What are the most common mistakes employers make in a disciplinary process?
  • Not investigating the allegations properly

Often employers are found by Employment Tribunals to have investigated only the facts in support of the allegations, not those which support the employee. A fair dismissal needs to be based on a reasonable investigation and if the employer cannot demonstrate that this has taken place then the dismissal will be unfair.

  • Not informing the employee ahead of the disciplinary process what the allegations against them are

The allegations as set out in the letter of invitation to a disciplinary meeting are of crucial importance. It is a principle of natural justice that an individual must be aware of the allegations against them in order to be able to properly defend themselves. Make sure that the allegations in the letter of invitation properly capture, in plain English, what it is they are accused of doing.

  • Not informing the employee that they may be dismissed following the disciplinary meeting

Where an individual may be dismissed following a disciplinary meeting they need to be warned in advance that this is a potential outcome. Informing someone that this is the case means that they cannot argue at a later point that they did not fully understand the seriousness of the matter, or the potential outcome of the disciplinary meeting.

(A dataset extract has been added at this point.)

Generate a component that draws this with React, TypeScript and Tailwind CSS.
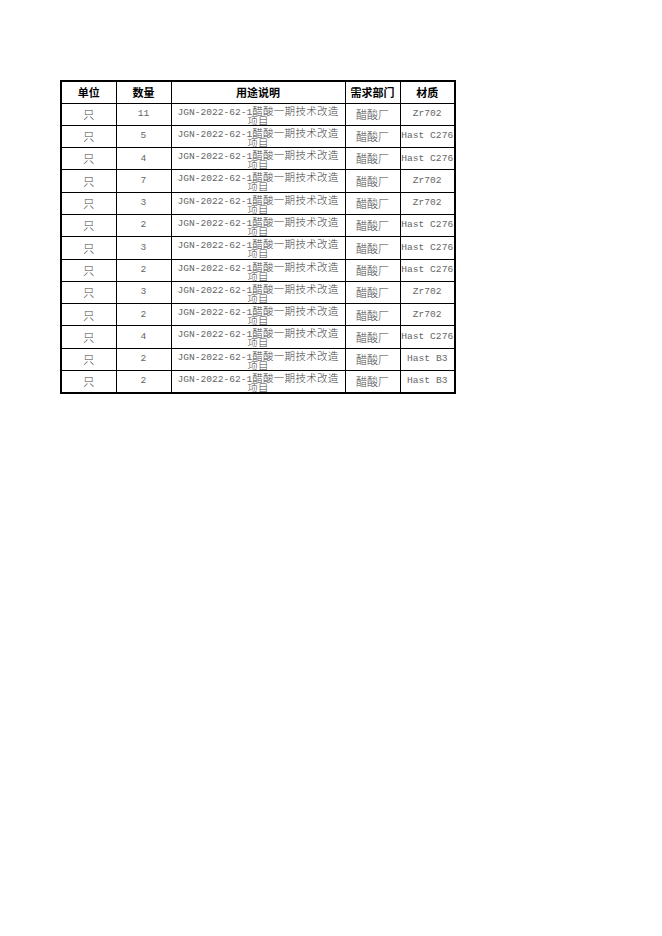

  • Inconsistent treatment of employees

Clearly, each case turns on its own facts, and there may be reasons why an employer imposes a lesser disciplinary sanction on a particular employee than it does on another. However, employers need to be very wary of being capable of justifying any differences in treatment. If the decision is not capable of justification then it may give rise to an unfair dismissal claim, and potentially some form of discrimination claim if the individual can show that the difference in treatment can be explained by their protected characteristic.